In one of the endings, two human-shaped children specifically named student A and B attended "school" after Ichihiko graduated. Considering that these children looked human and one even sounded like Ichihiko, it might have been possible that one of the characters is their mother. Also, one of the endings has one of the chapekku become a mother. So chapekku can bear children.

EES Lens – Also known as "Arisian Lens". A colored lens attached to a chapekku's forehead. It functions as a communication device, allowing chapekku to communicate and quickly exchange information without having to talk. It can also be used to verify a decided course of action with Administrator HAL. The EES Lens can also be used as a scanning device, allowing chapekku to see and analyze objects and machines that are not directly in front of them.

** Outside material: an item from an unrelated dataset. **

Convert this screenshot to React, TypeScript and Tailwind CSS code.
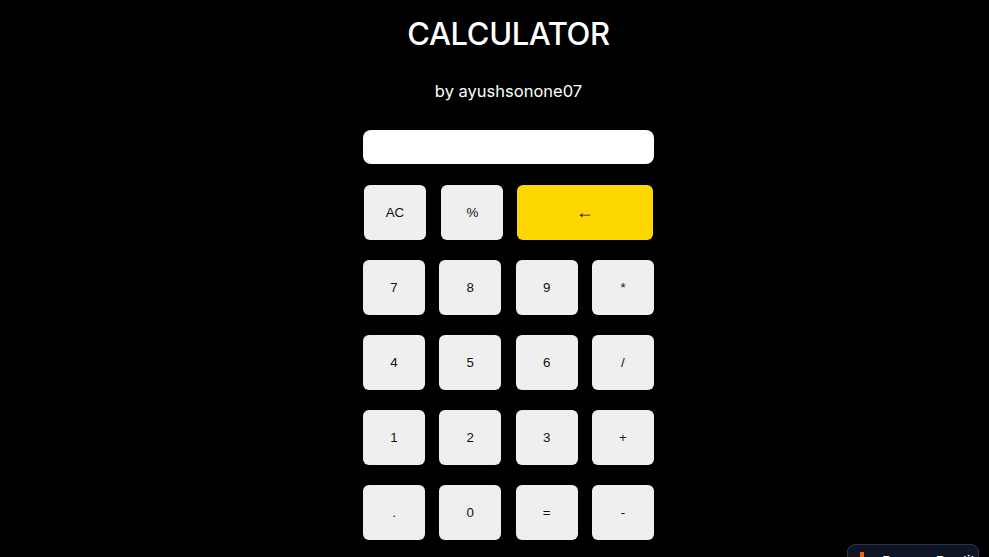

Drexler – A term for nanomachines that course throughout the ship. They can be used for numerous things, including stabilizing atmospheric conditions and limited maintenance of life forms (trees and flowers).

Drexler Operator – A chapekku in charge of a network of nanomachines. Capable of creating multiple images of themselves using the nanomachine network, and can use them to alter programing code to enable or disable other robots.

War Toaster – Weapon attachments that are accessible only to military-class chapekku. The parts involved and level of power are separated by class. The game mentions four War Toaster classes (Class-1, Class-2, Class-3 and Class-6).

All War Toaster attachments come with DeLameter Blaster arm attachments.

Saberhagen – Multi-purpose droids that serve a variety of functions on the ship, from cooking food to mechanical maintenance to even acting. Being so numerous, there is a plethora of varying personalities amongst them, but are limited to communicating using the phrase "Oui, monsieur".

== Staff ==
Character Designs – Mahiru Izumi (泉 まひる, Izumi Mahiru)

Mecha Designs – AKINOKO, Gorou Murata (村田 護郎, Murata Gorō)

Scenario – Hiro Itou (伊藤 ヒロ, Itō Hiro), Hijiri Nakajima (中島 聖, Nakajima Hijiri)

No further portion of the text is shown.